_DATA SECTION_.
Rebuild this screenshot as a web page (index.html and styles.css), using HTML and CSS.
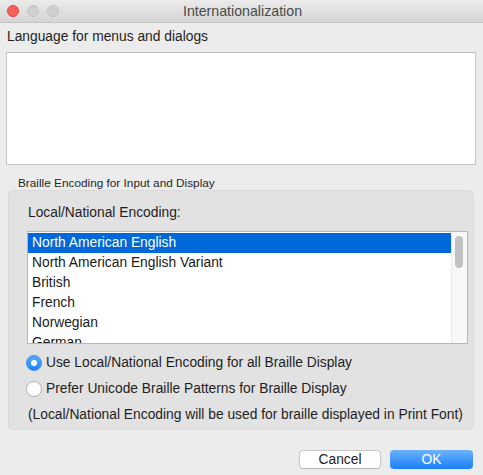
FILE: index.html
```html
<!DOCTYPE html>
<html>
<head>
<meta charset="utf-8">
<link rel="stylesheet" href="styles.css">
</head>
<body>
<div class="window">
  <div class="titlebar">
    <div class="lights">
      <span class="light red"></span>
      <span class="light gray"></span>
      <span class="light gray"></span>
    </div>
    <div class="title">Internationalization</div>
  </div>
  <div class="content">
    <div class="lang-label">Language for menus and dialogs</div>
    <div class="lang-box"></div>
    <div class="group-label">Braille Encoding for Input and Display</div>
    <div class="group">
      <div class="enc-label">Local/National Encoding:</div>
      <div class="list">
        <div class="rows">
          <div class="row selected">North American English</div>
          <div class="row">North American English Variant</div>
          <div class="row">British</div>
          <div class="row">French</div>
          <div class="row">Norwegian</div>
          <div class="row">German</div>
        </div>
        <div class="scroll"><div class="thumb"></div></div>
      </div>
      <div class="radio-row"><span class="radio on"></span><span>Use Local/National Encoding for all Braille Display</span></div>
      <div class="radio-row"><span class="radio"></span><span>Prefer Unicode Braille Patterns for Braille Display</span></div>
      <div class="note">(Local/National Encoding will be used for braille displayed in Print Font)</div>
    </div>
    <div class="buttons">
      <div class="btn cancel">Cancel</div>
      <div class="btn ok">OK</div>
    </div>
  </div>
</div>
</body>
</html>
```
FILE: styles.css
```css
html, body {
  margin: 0;
  padding: 0;
}
body {
  width: 483px;
  height: 475px;
  overflow: hidden;
  background: #ececec;
  font-family: "Liberation Sans", Arial, sans-serif;
  font-size: 13.8px;
  color: #1e1e1e;
}
.window {
  width: 483px;
  height: 475px;
  display: flex;
  flex-direction: column;
}
.titlebar {
  height: 22px;
  border-bottom: 1px solid #c4c4c4;
  background: linear-gradient(#ebebeb, #d5d5d5);
  display: flex;
  align-items: center;
  position: relative;
}
.lights {
  display: flex;
  gap: 8px;
  padding-left: 7px;
  position: relative;
  z-index: 1;
}
.light {
  width: 12px;
  height: 12px;
  border-radius: 50%;
  box-sizing: border-box;
}
.light.red {
  background: #fc5f57;
  border: 1px solid #e2463f;
}
.light.gray {
  background: #d0d0d0;
  border: 1px solid #c2c2c2;
}
.title {
  position: absolute;
  left: 0;
  right: 0;
  top: 0;
  line-height: 22px;
  text-align: center;
  color: #4a4a4a;
  font-size: 14.2px;
  padding-left: 2px;
}
.content {
  display: flex;
  flex-direction: column;
}
.lang-label {
  padding: 6px 0 0 7px;
  height: 16px;
  line-height: 16px;
}
.lang-box {
  margin: 7px 0 0 6px;
  width: 468px;
  height: 111px;
  background: #fff;
  border: 1px solid #c6c6c6;
  border-top-color: #bcbcbc;
}
.group-label {
  font-size: 11.8px;
  padding: 11px 0 0 18px;
  height: 14px;
  line-height: 14px;
  color: #262626;
}
.group {
  margin: 0 0 0 8px;
  width: 464px;
  height: 238px;
  background: #e2e2e2;
  border: 1px solid #dadada;
  border-radius: 5px;
  display: flex;
  flex-direction: column;
}
.enc-label {
  padding: 14px 0 0 19px;
  height: 16px;
  line-height: 16px;
}
.list {
  margin: 10px 0 0 18px;
  width: 439px;
  height: 111px;
  border: 1px solid #b7b7b7;
  background: #fff;
  display: flex;
  overflow: hidden;
}
.rows {
  flex: 1;
  padding-top: 1px;
}
.row {
  height: 20px;
  line-height: 20px;
  padding-left: 4px;
  color: #1a1a1a;
}
.row.selected {
  background: #0068d8;
  color: #fff;
}
.scroll {
  width: 15px;
  border-left: 1px solid #ebebeb;
  background: #f8f8f8;
  position: relative;
}
.thumb {
  margin: 4px 0 0 3px;
  width: 8px;
  height: 32px;
  border-radius: 4px;
  background: #c2c2c2;
}
.radio-row {
  display: flex;
  align-items: center;
  gap: 4px;
  height: 20px;
  padding-left: 17px;
  margin-top: 6px;
  line-height: 20px;
}
.list + .radio-row {
  margin-top: 9px;
}
.radio {
  width: 16px;
  height: 16px;
  border-radius: 50%;
  box-sizing: border-box;
  background: #fff;
  border: 1px solid #b3b3b3;
  position: relative;
}
.radio.on {
  background: linear-gradient(#5eaaff, #1b83fb);
  border: 1px solid #3c8ef3;
}
.radio.on::after {
  content: "";
  position: absolute;
  left: 4px;
  top: 4px;
  width: 6px;
  height: 6px;
  border-radius: 50%;
  background: #fff;
}
.note {
  padding: 6px 0 0 19px;
  height: 20px;
  line-height: 20px;
}
.buttons {
  display: flex;
  justify-content: flex-end;
  gap: 9px;
  margin-top: 20px;
  padding-right: 10px;
}
.btn {
  width: 82px;
  height: 19px;
  line-height: 19px;
  text-align: center;
  border-radius: 4px;
  box-sizing: border-box;
}
.btn.cancel {
  background: #fff;
  border: 1px solid #c8c8c8;
  border-bottom-color: #b5b5b5;
  line-height: 17px;
  color: #1e1e1e;
}
.btn.ok {
  width: 83px;
  background: linear-gradient(#6cb3fa, #1a7ffb);
  color: #fff;
}
```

_TASK DIRECTIONS_.
Repeat the data exactly, excluding the pictures.

_OUTPUT_.
Rebuild this screenshot as a web page (index.html and styles.css), using HTML and CSS.
FILE: index.html
```html
<!DOCTYPE html>
<html>
<head>
<meta charset="utf-8">
<link rel="stylesheet" href="styles.css">
</head>
<body>
<div class="window">
  <div class="titlebar">
    <div class="lights">
      <span class="light red"></span>
      <span class="light gray"></span>
      <span class="light gray"></span>
    </div>
    <div class="title">Internationalization</div>
  </div>
  <div class="content">
    <div class="lang-label">Language for menus and dialogs</div>
    <div class="lang-box"></div>
    <div class="group-label">Braille Encoding for Input and Display</div>
    <div class="group">
      <div class="enc-label">Local/National Encoding:</div>
      <div class="list">
        <div class="rows">
          <div class="row selected">North American English</div>
          <div class="row">North American English Variant</div>
          <div class="row">British</div>
          <div class="row">French</div>
          <div class="row">Norwegian</div>
          <div class="row">German</div>
        </div>
        <div class="scroll"><div class="thumb"></div></div>
      </div>
      <div class="radio-row"><span class="radio on"></span><span>Use Local/National Encoding for all Braille Display</span></div>
      <div class="radio-row"><span class="radio"></span><span>Prefer Unicode Braille Patterns for Braille Display</span></div>
      <div class="note">(Local/National Encoding will be used for braille displayed in Print Font)</div>
    </div>
    <div class="buttons">
      <div class="btn cancel">Cancel</div>
      <div class="btn ok">OK</div>
    </div>
  </div>
</div>
</body>
</html>
```
FILE: styles.css
```css
html, body {
  margin: 0;
  padding: 0;
}
body {
  width: 483px;
  height: 475px;
  overflow: hidden;
  background: #ececec;
  font-family: "Liberation Sans", Arial, sans-serif;
  font-size: 13.8px;
  color: #1e1e1e;
}
.window {
  width: 483px;
  height: 475px;
  display: flex;
  flex-direction: column;
}
.titlebar {
  height: 22px;
  border-bottom: 1px solid #c4c4c4;
  background: linear-gradient(#ebebeb, #d5d5d5);
  display: flex;
  align-items: center;
  position: relative;
}
.lights {
  display: flex;
  gap: 8px;
  padding-left: 7px;
  position: relative;
  z-index: 1;
}
.light {
  width: 12px;
  height: 12px;
  border-radius: 50%;
  box-sizing: border-box;
}
.light.red {
  background: #fc5f57;
  border: 1px solid #e2463f;
}
.light.gray {
  background: #d0d0d0;
  border: 1px solid #c2c2c2;
}
.title {
  position: absolute;
  left: 0;
  right: 0;
  top: 0;
  line-height: 22px;
  text-align: center;
  color: #4a4a4a;
  font-size: 14.2px;
  padding-left: 2px;
}
.content {
  display: flex;
  flex-direction: column;
}
.lang-label {
  padding: 6px 0 0 7px;
  height: 16px;
  line-height: 16px;
}
.lang-box {
  margin: 7px 0 0 6px;
  width: 468px;
  height: 111px;
  background: #fff;
  border: 1px solid #c6c6c6;
  border-top-color: #bcbcbc;
}
.group-label {
  font-size: 11.8px;
  padding: 11px 0 0 18px;
  height: 14px;
  line-height: 14px;
  color: #262626;
}
.group {
  margin: 0 0 0 8px;
  width: 464px;
  height: 238px;
  background: #e2e2e2;
  border: 1px solid #dadada;
  border-radius: 5px;
  display: flex;
  flex-direction: column;
}
.enc-label {
  padding: 14px 0 0 19px;
  height: 16px;
  line-height: 16px;
}
.list {
  margin: 10px 0 0 18px;
  width: 439px;
  height: 111px;
  border: 1px solid #b7b7b7;
  background: #fff;
  display: flex;
  overflow: hidden;
}
.rows {
  flex: 1;
  padding-top: 1px;
}
.row {
  height: 20px;
  line-height: 20px;
  padding-left: 4px;
  color: #1a1a1a;
}
.row.selected {
  background: #0068d8;
  color: #fff;
}
.scroll {
  width: 15px;
  border-left: 1px solid #ebebeb;
  background: #f8f8f8;
  position: relative;
}
.thumb {
  margin: 4px 0 0 3px;
  width: 8px;
  height: 32px;
  border-radius: 4px;
  background: #c2c2c2;
}
.radio-row {
  display: flex;
  align-items: center;
  gap: 4px;
  height: 20px;
  padding-left: 17px;
  margin-top: 6px;
  line-height: 20px;
}
.list + .radio-row {
  margin-top: 9px;
}
.radio {
  width: 16px;
  height: 16px;
  border-radius: 50%;
  box-sizing: border-box;
  background: #fff;
  border: 1px solid #b3b3b3;
  position: relative;
}
.radio.on {
  background: linear-gradient(#5eaaff, #1b83fb);
  border: 1px solid #3c8ef3;
}
.radio.on::after {
  content: "";
  position: absolute;
  left: 4px;
  top: 4px;
  width: 6px;
  height: 6px;
  border-radius: 50%;
  background: #fff;
}
.note {
  padding: 6px 0 0 19px;
  height: 20px;
  line-height: 20px;
}
.buttons {
  display: flex;
  justify-content: flex-end;
  gap: 9px;
  margin-top: 20px;
  padding-right: 10px;
}
.btn {
  width: 82px;
  height: 19px;
  line-height: 19px;
  text-align: center;
  border-radius: 4px;
  box-sizing: border-box;
}
.btn.cancel {
  background: #fff;
  border: 1px solid #c8c8c8;
  border-bottom-color: #b5b5b5;
  line-height: 17px;
  color: #1e1e1e;
}
.btn.ok {
  width: 83px;
  background: linear-gradient(#6cb3fa, #1a7ffb);
  color: #fff;
}
```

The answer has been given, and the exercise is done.